Nonostante ciò, quest’ulteriore testimonianza s’aggiunge a quella terribile corrente letteraria del Novecento che è riconducibile in un modo o nell’altro alla Shoàh, in questo caso ai dolorosissimi scritti redatti da persone convinte di non sopravvivere alla guerra se non per puro caso. Tra questi si ricordano, ad es., il diario del ghetto di Varsavia (Sepolti vivi di Emanuel Ringelblum) o le righe tremende di un membro del Sonderkommando di Auschwitz (Sonderkommando. Diario da un crematorio di Auschwitz 1944 di Salmen Gradowski). Gli scritti di Sakowicz si avvicinano piuttosto al Libro nero, alla raccolta delle testimonianze dei sopravvissuti raccolta da Vasilij Grossman e Il’ja Erenburg, con una particolare eccezione: si tratta di una delle rarissime descrizioni degli omicidi nazisti scritte da un non ebreo. Tale particolarità si nota quando l’autore stigmatizza il ruolo dei partigiani russi-sovietici come banditismo e si sofferma talvolta sulla mancanza di dignità delle vittime ebree – benché l’immagine delle madri che in ginocchio supplicano i carnefici di risparmiare i propri bambini debba essere letta piuttosto in un’altra ottica.
Curiosamente, il fatto che le annotazioni non abbiano subito una redazione definitiva e si presentino nella loro nuda registrazione rende il diario di Sakowicz molto simile al tono dei cronisti medievali che senza commento scrivevano dei pogrom come di un avvenimento normale. Se Ponary debba essere letto in questo contesto o come la conclusione di una frattura storica iniziata un millennio prima o di un’eccezione terribile nel pur tragico antisemitismo europeo rimane comunque la domanda sullo sfondo.

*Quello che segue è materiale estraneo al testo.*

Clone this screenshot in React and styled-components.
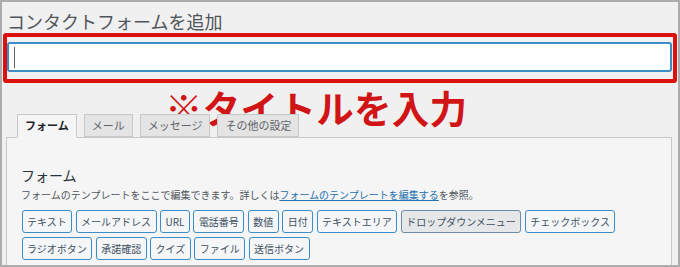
import React from "react";
import styled, { createGlobalStyle } from "styled-components";

const GlobalStyle = createGlobalStyle`
  body {
    margin: 0;
    background: #ffffff;
    font-family: "Noto Sans CJK JP", "Noto Sans", sans-serif;
  }
`;

const Frame = styled.div`
  position: relative;
  box-sizing: border-box;
  width: 680px;
  height: 267px;
  overflow: hidden;
  border: 2px solid #acacac;
  background: #f0f0f0;
  padding: 8px 0 0 0;
`;

const Title = styled.h1`
  margin: 0 0 10px 5px;
  font-size: 18px;
  line-height: 22px;
  font-weight: 400;
  color: #50555b;
`;

const TitleField = styled.div`
  box-sizing: border-box;
  display: flex;
  align-items: center;
  margin-left: 5px;
  width: 665px;
  height: 30px;
  padding-left: 5px;
  border: 2px solid #3b8dc5;
  border-radius: 3px;
  background: #ffffff;
`;

const Caret = styled.span`
  width: 1px;
  height: 21px;
  background: #666;
`;

const Highlight = styled.div`
  position: absolute;
  box-sizing: border-box;
  left: 1px;
  top: 31px;
  width: 674px;
  height: 50px;
  border: 4px solid #dd1010;
  border-radius: 3px;
  pointer-events: none;
`;

const Note = styled.div`
  position: absolute;
  left: 163px;
  top: 86px;
  font-size: 37.5px;
  line-height: 37px;
  letter-spacing: 0.3px;
  font-weight: 700;
  color: #d11416;
  white-space: nowrap;
`;

const Tabs = styled.div`
  display: flex;
  gap: 7px;
  margin: 42px 0 0 15px;
  position: relative;
  z-index: 1;
`;

const Tab = styled.div`
  box-sizing: border-box;
  height: ${({ $active }) => ($active ? "24px" : "23px")};
  padding: 0 7px;
  border: 1px solid #c8c8c8;
  border-bottom-color: ${({ $active }) => ($active ? "#f5f5f5" : "#c8c8c8")};
  background: ${({ $active }) => ($active ? "#f5f5f5" : "#e4e4e4")};
  color: ${({ $active }) => ($active ? "#1d2327" : "#5f6368")};
  font-size: 11px;
  line-height: 21px;
  font-weight: ${({ $active }) => ($active ? 700 : 400)};
  margin-bottom: ${({ $active }) => ($active ? "-1px" : "0")};
`;

const Panel = styled.div`
  box-sizing: border-box;
  margin-left: 4px;
  width: 666px;
  height: 140px;
  padding: 28px 14px 0 14px;
  border: 1px solid #c8c8c8;
  background: #f5f5f5;
`;

const PanelHeading = styled.h2`
  margin: 0 0 4px 0;
  font-size: 14px;
  line-height: 18px;
  font-weight: 400;
  color: #2c3338;
`;

const Description = styled.p`
  margin: 0 0 8px 0;
  font-size: 10px;
  line-height: 14px;
  color: #50575e;
`;

const Link = styled.a`
  color: #2271b1;
  text-decoration: underline;
`;

const ButtonRow = styled.div`
  display: flex;
  flex-wrap: wrap;
  column-gap: 3.4px;
  row-gap: 4px;
  margin-left: 0.5px;
`;

const TagButton = styled.span`
  box-sizing: border-box;
  height: 23px;
  padding: 0 4.5px;
  border: 1px solid ${({ $pressed }) => ($pressed ? "#6d8aa6" : "#3a8dc8")};
  border-radius: 3px;
  background: ${({ $pressed }) => ($pressed ? "#e6e7e8" : "#f4f6f7")};
  color: #3f5063;
  font-size: 10px;
  line-height: 21px;
  white-space: nowrap;
`;

const tabs = ["フォーム", "メール", "メッセージ", "その他の設定"];

const tags = [
  "テキスト",
  "メールアドレス",
  "URL",
  "電話番号",
  "数値",
  "日付",
  "テキストエリア",
  "ドロップダウンメニュー",
  "チェックボックス",
  "ラジオボタン",
  "承諾確認",
  "クイズ",
  "ファイル",
  "送信ボタン",
];

export default function App() {
  return (
    <>
      <GlobalStyle />
      <Frame>
        <Title>コンタクトフォームを追加</Title>
        <TitleField>
          <Caret />
        </TitleField>
        <Tabs>
          {tabs.map((t, i) => (
            <Tab key={t} $active={i === 0}>
              {t}
            </Tab>
          ))}
        </Tabs>
        <Panel>
          <PanelHeading>フォーム</PanelHeading>
          <Description>
            フォームのテンプレートをここで編集できます。詳しくは
            <Link href="#">フォームのテンプレートを編集する</Link>を参照。
          </Description>
          <ButtonRow>
            {tags.map((t) => (
              <TagButton key={t} $pressed={t === "ドロップダウンメニュー"}>
                {t}
              </TagButton>
            ))}
          </ButtonRow>
        </Panel>
        <Highlight />
        <Note>※タイトルを入力</Note>
      </Frame>
    </>
  );
}
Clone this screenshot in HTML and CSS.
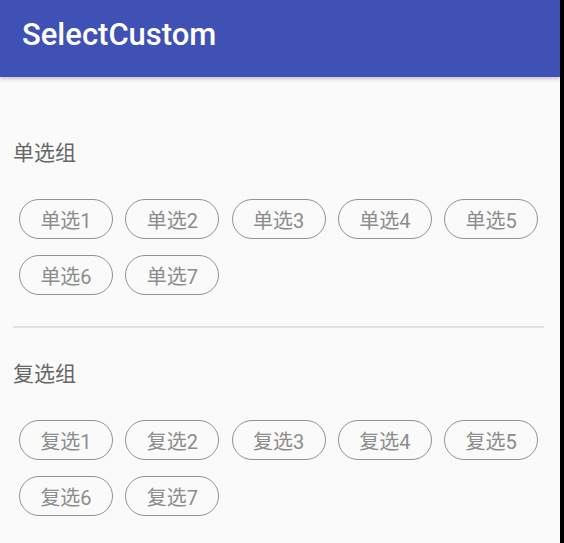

La traduzione italiana, appena uscita per i tipi di Mimesis e compiuta dall’edizione inglese, riporta la prefazione di Yithzak Arad, importante storico della Shoàh dell’Europa orientale, che contestualizza Ponary all’interno della politica d’occupazione nazista e del collaborazionismo lituano, e l’introduzione di Rachel Margolis, scappata dal Ghetto di Vilnius e partigiana nei boschi, in seguito direttrice della sezione storica del Museo Nazionale Ebraico di Lituania.